The 400-hectare project was first approved in 1992 and construction started in 1995. Phase 1 went on sale the next year. Phase 2, never quite materialized. Aomei only ever completed a tiny fraction of the promised buildings but spared little effort in erecting bureaucratic hurdles and devoted much energy to slick self-justification. Eventually, the entire project was suspended indefinitely due to “capital shortage.”

According to Aomei, the company treasurer absconded with hundreds of million yuan, but after sifting through a slagheap of documents, Liu suspected the truth to be far more complicated and sinister than that.
“Phase 1 didn’t make enough money to pay back the loans taken out to build it, so they went on to sell Phases 2, Phase 3 and any other number of phases to fill the gap,” Liu said. “After selling all the way down to the last phase, the financing gap became a yawning abyss with no money to fill it.”
Not long before the treasurer bailed with the loot – if indeed he ever did – construction ground to a temporary halt.
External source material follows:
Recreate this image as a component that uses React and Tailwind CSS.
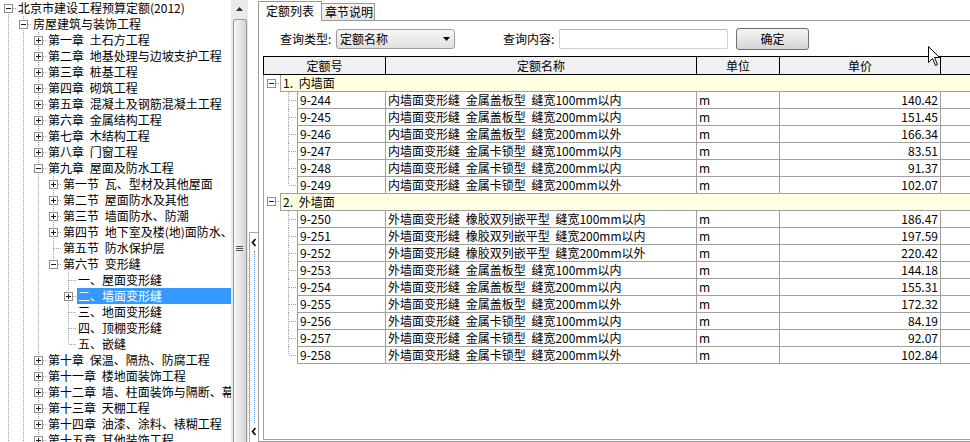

At the same time Aomei’s sales efforts went into overdrive for buildings that did not exist, and only ever would in the fantasies of the company’s directors. Six months after the sales’ push quietened down, construction appeared to resume.
LAO Yuezhou, a finance broker who also bought a unit in Aozhou Village, also senses something abnormal.
With the waters already murky, stirring them up did not provide much clarity. To attract buyers, Aozhou Village had touted a principal-only mortgage arrangement. Buyers only needed to pay back the principal, while Aomei nobly picked up the tab for the interest. Lao calculated that interest amounted to at least 60 percent of Aomei’s original loan.
When it all became too much for Aomei in 2000, Lao suspects they simply stopped paying interest, leaving the banks free to set their legal dogs on some 300 homeowners. “Given all these unorthodox arrangements, something had to give,” Lao said. “It was only a matter of time.”

Broken promises, shattered dreams
A thousand acres of prime building land soon became a serious headache for the Guangzhou government who set up a working party, ostensibly to revive the ailing project. In 2015, it brokered a deal between Aomei and Guangzhou Fangxing Real Estate to restart work on “Lot 017.” For a few moments, the bright hopes of nearly 3000 “home” owners, all but extinguished by years of petitions, protests and lawsuits, were briefly rekindled.
Until two developers went for each other’s throats.
In 2016, when Aomei filed to resume construction on Lot 017, it was told that the rights had been transferred to Fangxing. Work stopped. Fingerpointing commenced. Litigation followed.
In addition to 017, Fangxing had bought another four lots from Aomei. Now in control of 70 percent of Aozhou Village, Fangxing tore up the original land registrations and set about re-zoning and re-coding the area under its ownership. This invalidated any claims by long-suffering buyers. Moreover, it heaped yet another mountain of complications onto the already-tortuous legal morass.
Many fatigued purchasers have had their cases dismissed for failure to prove their entitlement to the property. In the unlikely event that the buyers win the next round, revoking the invalidation of the original land registration and restoring the legitimacy of their own paperwork, it is just a baby step on their long journey to their broken dream homes.
Liu has been told that there is “very little” more to be done. The government working party is overtly sympathetic but unwilling to be dragged into what they consider a private dispute between developers. All they have done is to issue guidelines instructing Aomei and Fangxing to “prioritize the living conditions” of the three thousand homeless homeowners.
“It’s a fudge,” Liu said.

Hope springs eternal
Resolute as Liu and Lao may be, the thirty or so homeowners actually living the nightmare are mostly retired and have settled into the monotonous daily rhythm of life in their modern slum.
Way, way back in 1998 and 1999, there were two organized efforts among buyers to take legal action against Aomei, both to no avail. When smartphones boomed ten years ago, they bonded again through social media groups, not just to fight the good fight, but also to organize annual potlucks and group excursions. But time is running out for many of the elderly homeowners. Every year, fewer and fewer attend the sporadic get-togethers and the lights in social media accounts go out forever.
The last few stalwarts filed a new suit in early October. No one knows how the proceedings will go, but few harbor much optimism.

Lao injects a sense of purpose into his life by driving elderly neighbors to local stores and running errands. Lao has all but abandoned his last vestiges of hope, but somehow still clings to his faith in the legal system, and a spark of revolutionist spirit still flickers. “While there is breath in my body, I will keep appealing, petitioning, and suing. I will never give up. It’s as good a hobby like any other,” he says with a wry despondency.
As for He and Luo, they have found some peace in gardening. They have all the space they could ever have dreamed of and grow papaya trees nearby. They often give fruit to their neighbors.
It’s a very far cry from the life that the couple imagined for themselves, but there is a kind of tranquility about Aozhou Village, peace that perhaps money cannot buy. Every day, He makes his pilgrimage to the spring, while Luo and a cup of hot tea await his return.